Medicare is a health insurance program administered by the United States government, covering people who are either age 65 and over or who meet other special criteria. It is funded by a payroll tax that is split between the employer and employee, or by the self-employment tax.
There are four major parts to Medicare:
- Part A covers hospitals stays and, in some cases, nursing homes.
- Part B is medical insurance and covers some services not included in Part A. Part B is optional and carries an extra charge.
- Part C includes the Medicare Advantage Plans, sometimes called Medicare +Choice or just Part C. It allows the option to receive their benefits through private health insurance plans, instead of through the original Medicare plan (Parts A and B)
- Part D is the Prescription Drug Plan (PDP). Anyone with Part A or B is eligible to purchase Part D from a private health insurance company. It may also be combined with a Medicare Advantage plan with prescription drug coverage (MA-PD).
It’s important to note that Medicare only pays a portion of your bills. There can still be substantial out of pocket costs and deductibles. There is no charge for Part A. The cost for Part B varies depending on your income. As with most government programs, there are a lot of ins and outs, and our Congress sometimes plays politics. The full details are available at the Federal website.
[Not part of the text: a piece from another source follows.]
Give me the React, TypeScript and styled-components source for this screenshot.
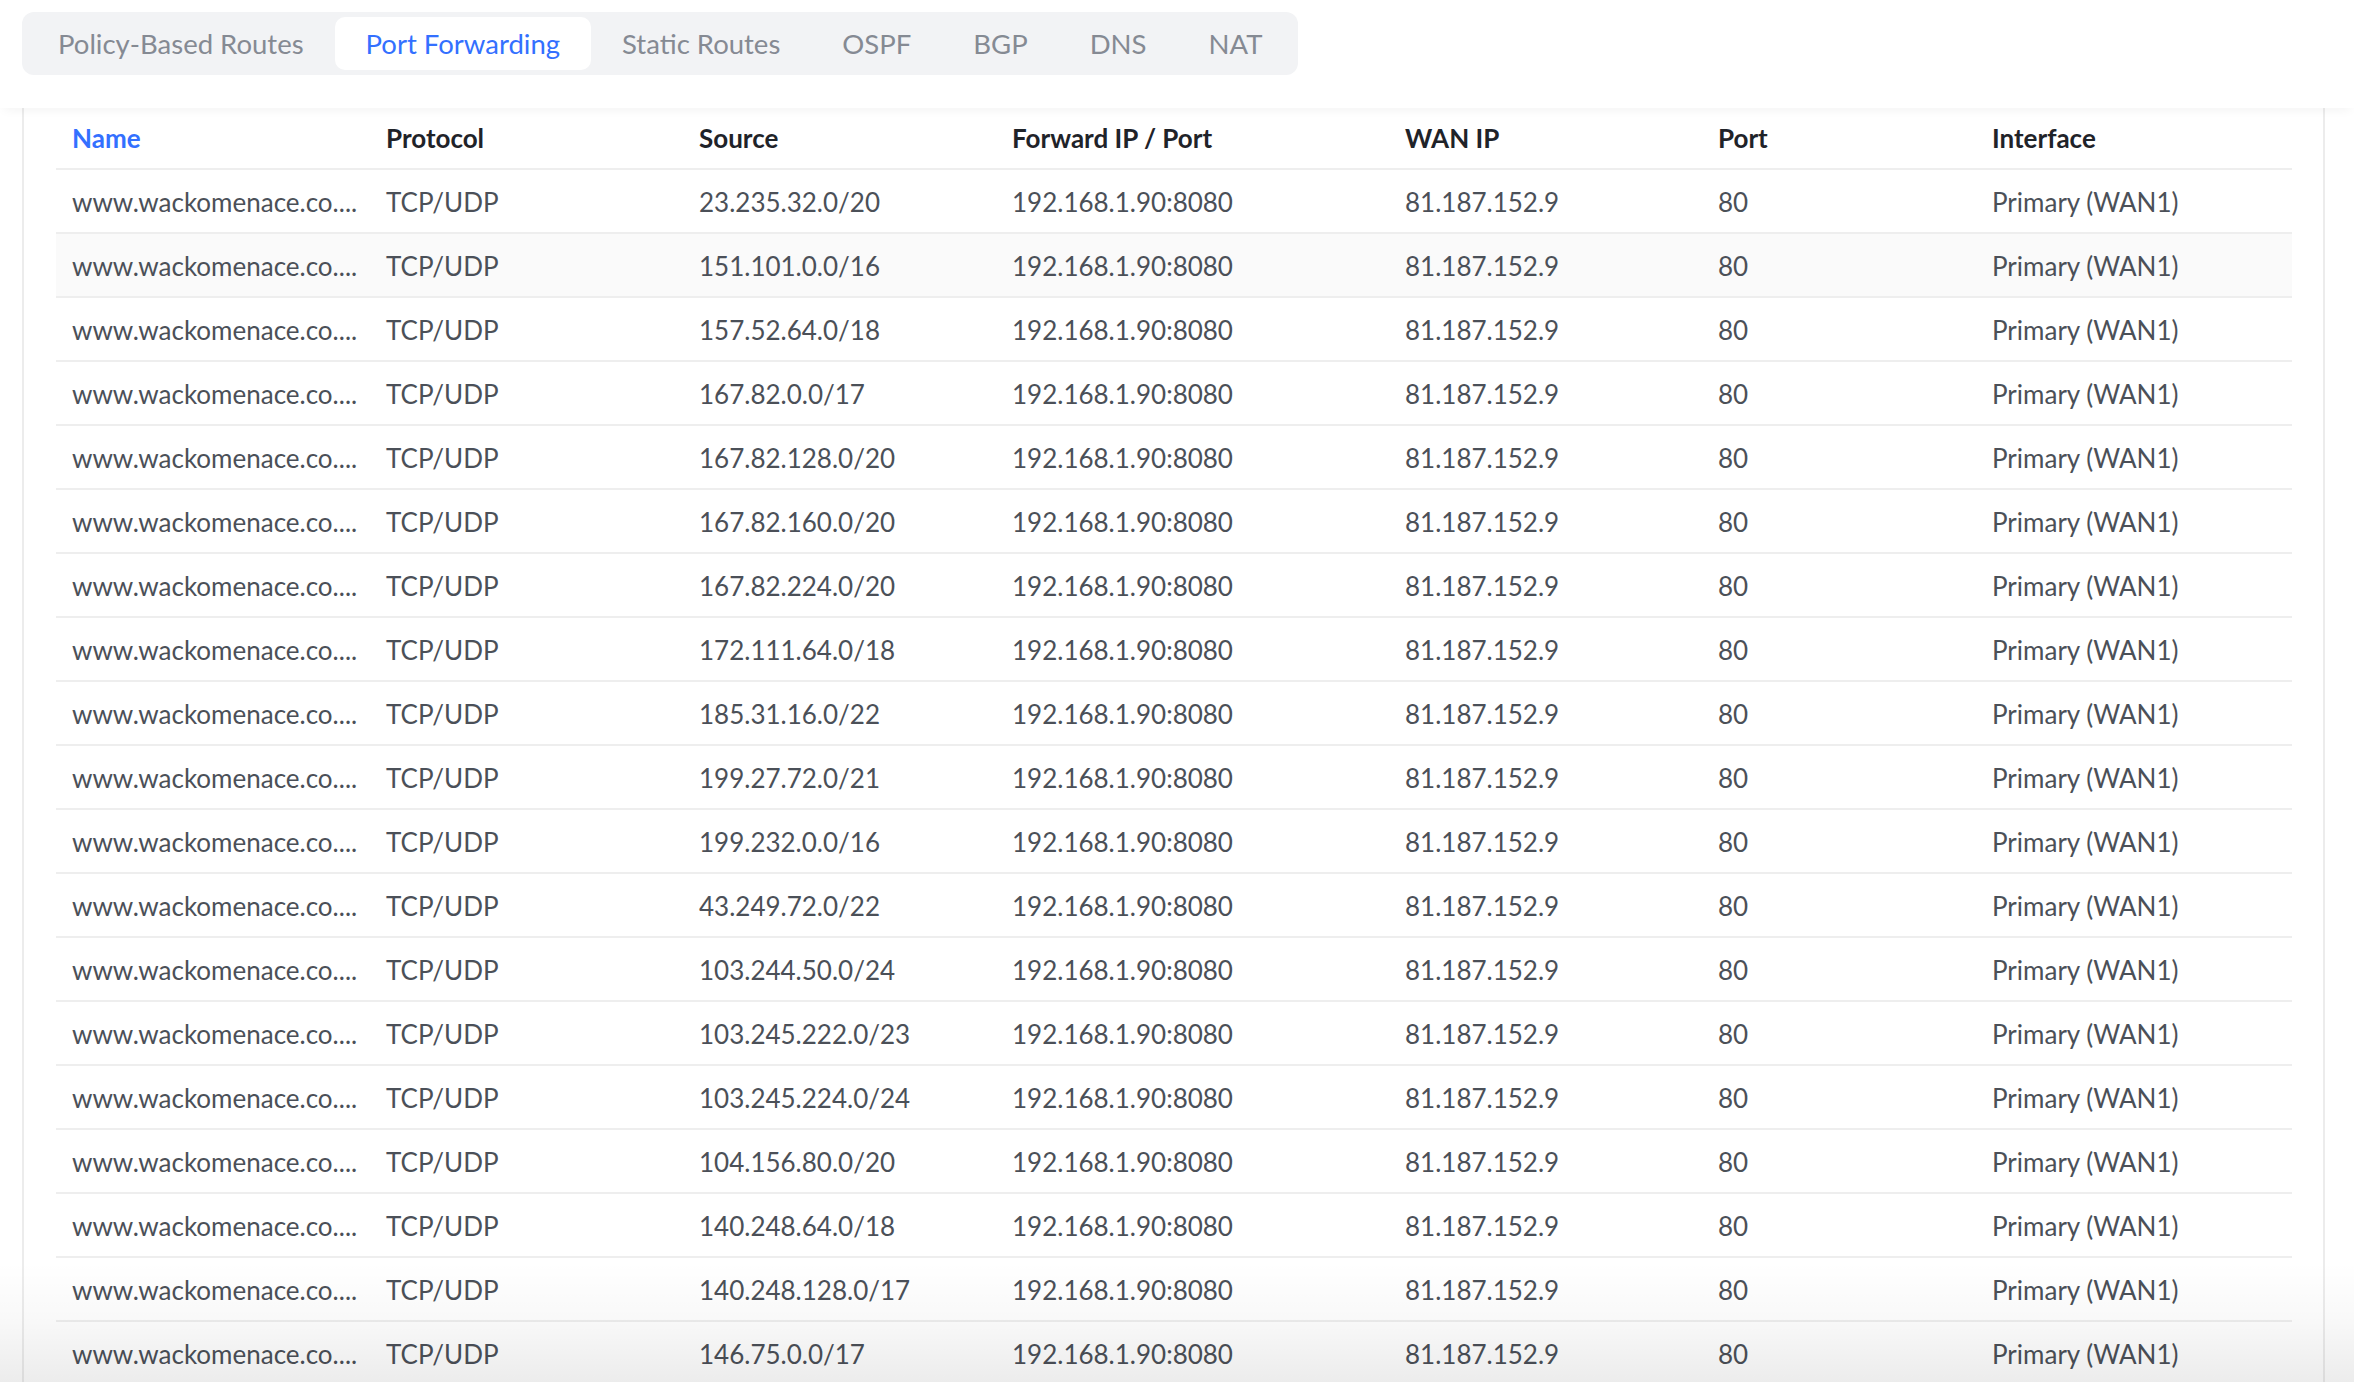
import React from "react";
import styled, { createGlobalStyle } from "styled-components";

const GlobalStyle = createGlobalStyle`
  html, body {
    margin: 0;
    padding: 0;
    background: #ffffff;
    font-family: Lato, "Open Sans", "Noto Sans", sans-serif;
    -webkit-font-smoothing: antialiased;
  }
  * { box-sizing: border-box; }
`;

const Page = styled.div`
  position: relative;
  width: 100%;
  height: 1382px;
  overflow: hidden;
  background: #ffffff;
`;

const TopBar = styled.header`
  position: relative;
  z-index: 1;
  height: 108px;
  padding: 12px 22px 0;
  background: #ffffff;
  box-shadow: 0 6px 10px -4px rgba(0, 0, 0, 0.05);
`;

const Tabs = styled.nav`
  display: inline-flex;
  align-items: center;
  height: 63px;
  padding: 5px;
  border-radius: 12px;
  background: #f2f3f5;
`;

const Tab = styled.button<{ $active?: boolean }>`
  height: 53px;
  padding: 0 31px;
  border: none;
  border-radius: 10px;
  background: ${(p) => (p.$active ? "#ffffff" : "transparent")};
  color: ${(p) => (p.$active ? "#3370ff" : "#858a93")};
  font-family: inherit;
  font-size: 27.5px;
  font-weight: 400;
  cursor: pointer;
  white-space: nowrap;
`;

const Panel = styled.section`
  margin-left: 22px;
  width: 2303px;
  height: calc(1382px - 108px);
  padding: 0 31px 0 32px;
  border-left: 2px solid #ececec;
  border-right: 2px solid #ececec;
`;

const COLS = "314px 313px 313px 393px 313px 274px 316px";

const HeadRow = styled.div`
  display: grid;
  grid-template-columns: ${COLS};
  align-items: center;
  height: 62px;
  border-bottom: 2px solid #eeeeee;
`;

const HeadCell = styled.div<{ $sorted?: boolean }>`
  padding-left: 16px;
  font-size: 26px;
  font-weight: 700;
  color: ${(p) => (p.$sorted ? "#3370ff" : "#1f2329")};
  white-space: nowrap;
`;

const Row = styled.div<{ $hover?: boolean }>`
  display: grid;
  grid-template-columns: ${COLS};
  align-items: center;
  height: 64px;
  padding-top: 2px;
  border-bottom: 2px solid #eeeeee;
  background: ${(p) => (p.$hover ? "#fafafa" : "transparent")};
`;

const Cell = styled.div`
  padding-left: 16px;
  font-size: 26px;
  color: #4b5058;
  white-space: nowrap;
`;

const BottomFade = styled.div`
  position: absolute;
  left: 0;
  right: 0;
  bottom: 0;
  height: 120px;
  pointer-events: none;
  background: linear-gradient(to bottom, rgba(0, 0, 0, 0) 0%, rgba(0, 0, 0, 0.025) 45%, rgba(0, 0, 0, 0.075) 100%);
`;

const tabs = ["Policy-Based Routes", "Port Forwarding", "Static Routes", "OSPF", "BGP", "DNS", "NAT"];
const headers = ["Name", "Protocol", "Source", "Forward IP / Port", "WAN IP", "Port", "Interface"];
const sources = [
  "23.235.32.0/20",
  "151.101.0.0/16",
  "157.52.64.0/18",
  "167.82.0.0/17",
  "167.82.128.0/20",
  "167.82.160.0/20",
  "167.82.224.0/20",
  "172.111.64.0/18",
  "185.31.16.0/22",
  "199.27.72.0/21",
  "199.232.0.0/16",
  "43.249.72.0/22",
  "103.244.50.0/24",
  "103.245.222.0/23",
  "103.245.224.0/24",
  "104.156.80.0/20",
  "140.248.64.0/18",
  "140.248.128.0/17",
  "146.75.0.0/17",
];

export default function App() {
  return (
    <Page>
      <GlobalStyle />
      <TopBar>
        <Tabs>
          {tabs.map((t) => (
            <Tab key={t} $active={t === "Port Forwarding"}>
              {t}
            </Tab>
          ))}
        </Tabs>
      </TopBar>
      <Panel>
        <HeadRow>
          {headers.map((h) => (
            <HeadCell key={h} $sorted={h === "Name"}>
              {h}
            </HeadCell>
          ))}
        </HeadRow>
        {sources.map((s, i) => (
          <Row key={s} $hover={i === 1}>
            <Cell>www.wackomenace.co....</Cell>
            <Cell>TCP/UDP</Cell>
            <Cell>{s}</Cell>
            <Cell>192.168.1.90:8080</Cell>
            <Cell>81.187.152.9</Cell>
            <Cell>80</Cell>
            <Cell>Primary (WAN1)</Cell>
          </Row>
        ))}
      </Panel>
      <BottomFade />
    </Page>
  );
}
Medicare Advantage Plans (Part C) have been rapidly expanding. They are offered by insurance companies and provide additional benefits on top of Parts A and B. Prices vary with providers, location, and coverage. There are several with no premium. Higher premium plans may cover more of your deductibles and co-pays, and some offer extra benefits. Many also include Part D prescriptions. Some also include health club, hearing, vision, and dental benefits.
Some insurance companies also offer plans called Medigap. These aren’t true Advantage plans, they just piggyback on standard Medicare and reimburse you for some of your deductibles and copays.